--- Start ---
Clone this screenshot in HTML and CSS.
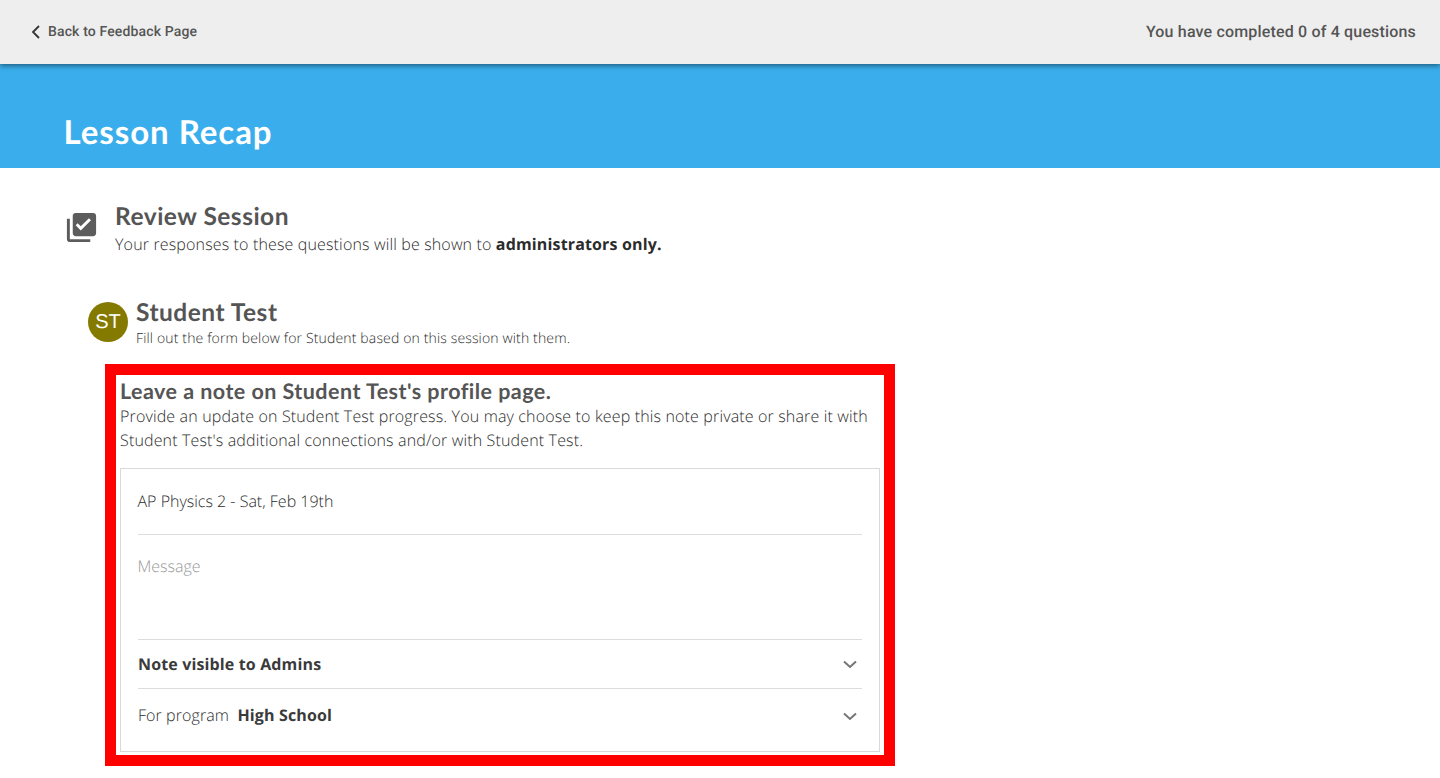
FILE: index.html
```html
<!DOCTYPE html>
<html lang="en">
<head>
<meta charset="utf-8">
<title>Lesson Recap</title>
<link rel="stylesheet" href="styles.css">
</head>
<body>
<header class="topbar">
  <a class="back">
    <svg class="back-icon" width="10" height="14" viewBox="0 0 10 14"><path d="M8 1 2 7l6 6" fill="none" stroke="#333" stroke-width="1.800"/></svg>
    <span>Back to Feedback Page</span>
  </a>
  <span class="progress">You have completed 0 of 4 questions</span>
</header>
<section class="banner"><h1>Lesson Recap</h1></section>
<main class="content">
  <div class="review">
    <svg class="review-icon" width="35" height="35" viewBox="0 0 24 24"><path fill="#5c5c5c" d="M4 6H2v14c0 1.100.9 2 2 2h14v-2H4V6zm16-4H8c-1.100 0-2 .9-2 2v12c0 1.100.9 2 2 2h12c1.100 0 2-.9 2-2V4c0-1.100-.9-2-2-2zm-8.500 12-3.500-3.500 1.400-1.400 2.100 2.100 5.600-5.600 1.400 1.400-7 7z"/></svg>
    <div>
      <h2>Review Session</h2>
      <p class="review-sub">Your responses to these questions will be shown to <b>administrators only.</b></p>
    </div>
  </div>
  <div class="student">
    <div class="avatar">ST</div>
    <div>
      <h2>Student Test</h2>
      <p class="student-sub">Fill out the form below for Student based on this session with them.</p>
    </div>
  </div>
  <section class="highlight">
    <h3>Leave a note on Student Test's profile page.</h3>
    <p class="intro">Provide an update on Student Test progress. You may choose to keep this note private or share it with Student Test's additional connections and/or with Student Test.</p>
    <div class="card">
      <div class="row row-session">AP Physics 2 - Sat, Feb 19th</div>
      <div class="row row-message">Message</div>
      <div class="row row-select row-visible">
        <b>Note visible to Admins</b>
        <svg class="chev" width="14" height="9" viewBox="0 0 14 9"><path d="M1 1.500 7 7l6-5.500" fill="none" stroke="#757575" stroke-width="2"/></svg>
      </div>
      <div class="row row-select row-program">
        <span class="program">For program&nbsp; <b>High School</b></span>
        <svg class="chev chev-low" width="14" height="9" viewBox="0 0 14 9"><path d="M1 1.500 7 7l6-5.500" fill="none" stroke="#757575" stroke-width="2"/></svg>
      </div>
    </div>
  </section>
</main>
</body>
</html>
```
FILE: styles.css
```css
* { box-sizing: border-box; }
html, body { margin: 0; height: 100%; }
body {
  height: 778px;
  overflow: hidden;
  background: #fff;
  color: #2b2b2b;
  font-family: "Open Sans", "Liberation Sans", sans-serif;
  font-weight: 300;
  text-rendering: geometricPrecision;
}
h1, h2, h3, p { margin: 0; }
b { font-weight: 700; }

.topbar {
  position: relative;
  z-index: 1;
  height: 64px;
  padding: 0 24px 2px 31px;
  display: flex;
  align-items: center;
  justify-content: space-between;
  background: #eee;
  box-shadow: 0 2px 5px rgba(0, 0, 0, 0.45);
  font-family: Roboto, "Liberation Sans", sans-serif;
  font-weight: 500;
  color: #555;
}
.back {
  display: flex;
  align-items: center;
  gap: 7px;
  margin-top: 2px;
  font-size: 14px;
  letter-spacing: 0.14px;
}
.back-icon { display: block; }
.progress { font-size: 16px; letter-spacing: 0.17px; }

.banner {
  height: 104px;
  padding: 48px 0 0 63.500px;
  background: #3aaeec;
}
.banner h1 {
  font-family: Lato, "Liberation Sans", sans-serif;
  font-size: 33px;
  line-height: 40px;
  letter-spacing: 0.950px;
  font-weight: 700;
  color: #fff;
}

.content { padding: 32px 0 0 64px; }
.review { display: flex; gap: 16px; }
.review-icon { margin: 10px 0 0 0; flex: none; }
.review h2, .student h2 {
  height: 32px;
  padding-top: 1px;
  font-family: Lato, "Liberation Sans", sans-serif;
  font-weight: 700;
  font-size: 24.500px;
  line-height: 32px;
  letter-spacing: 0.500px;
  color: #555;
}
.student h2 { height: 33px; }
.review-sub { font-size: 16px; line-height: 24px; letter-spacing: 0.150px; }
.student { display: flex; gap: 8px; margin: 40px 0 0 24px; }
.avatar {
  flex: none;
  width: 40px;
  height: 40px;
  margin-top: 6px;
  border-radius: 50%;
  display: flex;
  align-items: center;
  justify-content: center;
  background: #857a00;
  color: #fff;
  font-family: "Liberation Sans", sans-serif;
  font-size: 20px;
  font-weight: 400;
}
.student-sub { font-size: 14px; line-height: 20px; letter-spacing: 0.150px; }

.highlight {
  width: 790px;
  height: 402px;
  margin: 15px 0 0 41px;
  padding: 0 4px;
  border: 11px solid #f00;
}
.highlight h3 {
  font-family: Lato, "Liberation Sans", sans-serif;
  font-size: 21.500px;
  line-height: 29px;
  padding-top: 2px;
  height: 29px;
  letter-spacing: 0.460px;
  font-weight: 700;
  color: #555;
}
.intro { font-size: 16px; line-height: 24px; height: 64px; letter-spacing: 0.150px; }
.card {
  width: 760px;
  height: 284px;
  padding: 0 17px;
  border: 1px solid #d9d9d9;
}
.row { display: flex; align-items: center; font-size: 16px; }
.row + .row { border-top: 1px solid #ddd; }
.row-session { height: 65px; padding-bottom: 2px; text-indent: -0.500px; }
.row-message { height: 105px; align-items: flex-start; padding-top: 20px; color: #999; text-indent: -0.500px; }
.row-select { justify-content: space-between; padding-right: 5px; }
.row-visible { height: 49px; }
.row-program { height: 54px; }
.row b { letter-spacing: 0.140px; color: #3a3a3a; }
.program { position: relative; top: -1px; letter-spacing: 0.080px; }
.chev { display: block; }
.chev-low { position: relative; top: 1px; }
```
--- End ---
Aim of the exercise - Using the listing above, return all lines where the word "this" occurs.

Written response -
Clone this screenshot in HTML and CSS.
      <p class="student-sub">Fill out the form below for Student based on this session with them.</p>
    <p class="intro">Provide an update on Student Test progress. You may choose to keep this note private or share it with Student Test's additional connections and/or with Student Test.</p>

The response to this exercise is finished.